Vor sehr vie­len Jahren, als Volontär im «St. Galler Tagblatt», spiel­te ich manch­mal in Begleitung ande­rer nie­der­ran­gi­ger Redakteure eine Partie Darts. Das Dartbrett nann­ten wir «Der Leser».

Wir war­fen die Pfeile mit ech­tem Hass: mit vol­ler Kraft und wenig Präzision. Der Hass hat­te Gründe. Denn wann immer einer von uns von den Chefs zurecht­ge­pfif­fen, zusam­men­ge­staucht, umge­schrie­ben oder her­un­ter­ge­kürzt wur­de, dann immer im Namen von ihm: «dem Leser».

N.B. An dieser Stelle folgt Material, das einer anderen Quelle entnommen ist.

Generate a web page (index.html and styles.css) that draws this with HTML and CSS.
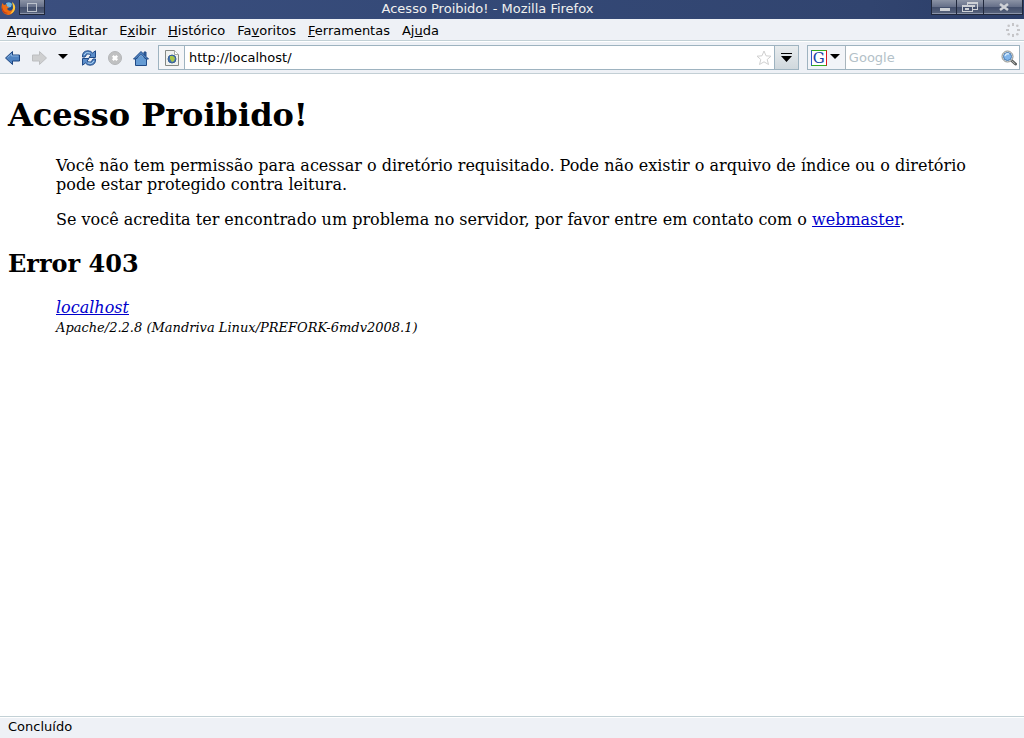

Der Leser war ein selt­sam dop­pel­tes Wesen: Einerseits dumm wie die Nacht – sobald es nur etwas iro­nisch oder kom­plex wur­de, ver­stand er angeb­lich nicht. Andererseits war er fin­dig wie ein Affe: Sobald etwas um drei Ecken mög­li­cher­wei­se ärgern konn­te, strich man es.

Kein Wunder, hass­ten wir die­sen stump­fen, spitz­fin­di­gen Bastard.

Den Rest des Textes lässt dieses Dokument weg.